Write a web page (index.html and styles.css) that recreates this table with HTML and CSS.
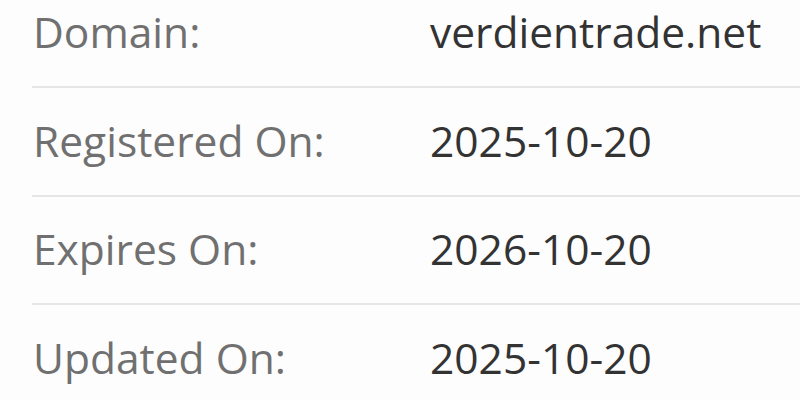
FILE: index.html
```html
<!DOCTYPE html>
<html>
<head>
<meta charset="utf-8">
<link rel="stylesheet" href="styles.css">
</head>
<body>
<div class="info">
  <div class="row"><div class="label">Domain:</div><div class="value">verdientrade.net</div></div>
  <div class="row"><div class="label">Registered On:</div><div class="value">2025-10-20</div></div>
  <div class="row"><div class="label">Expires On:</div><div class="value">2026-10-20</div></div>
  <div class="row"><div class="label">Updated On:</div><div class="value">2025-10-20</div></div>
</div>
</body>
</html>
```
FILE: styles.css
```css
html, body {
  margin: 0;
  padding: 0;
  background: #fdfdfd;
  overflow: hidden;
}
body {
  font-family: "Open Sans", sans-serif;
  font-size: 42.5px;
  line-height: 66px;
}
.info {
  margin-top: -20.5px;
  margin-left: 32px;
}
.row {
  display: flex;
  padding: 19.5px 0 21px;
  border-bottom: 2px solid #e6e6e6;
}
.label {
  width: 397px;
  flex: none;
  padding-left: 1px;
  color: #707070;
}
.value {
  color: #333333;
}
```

● ● ● ● ● ● ●

Every line of text is to be repeated exactly; pictures are left out.

Solution to this problem>
Write a web page (index.html and styles.css) that recreates this table with HTML and CSS.
FILE: index.html
```html
<!DOCTYPE html>
<html>
<head>
<meta charset="utf-8">
<link rel="stylesheet" href="styles.css">
</head>
<body>
<div class="info">
  <div class="row"><div class="label">Domain:</div><div class="value">verdientrade.net</div></div>
  <div class="row"><div class="label">Registered On:</div><div class="value">2025-10-20</div></div>
  <div class="row"><div class="label">Expires On:</div><div class="value">2026-10-20</div></div>
  <div class="row"><div class="label">Updated On:</div><div class="value">2025-10-20</div></div>
</div>
</body>
</html>
```
FILE: styles.css
```css
html, body {
  margin: 0;
  padding: 0;
  background: #fdfdfd;
  overflow: hidden;
}
body {
  font-family: "Open Sans", sans-serif;
  font-size: 42.5px;
  line-height: 66px;
}
.info {
  margin-top: -20.5px;
  margin-left: 32px;
}
.row {
  display: flex;
  padding: 19.5px 0 21px;
  border-bottom: 2px solid #e6e6e6;
}
.label {
  width: 397px;
  flex: none;
  padding-left: 1px;
  color: #707070;
}
.value {
  color: #333333;
}
```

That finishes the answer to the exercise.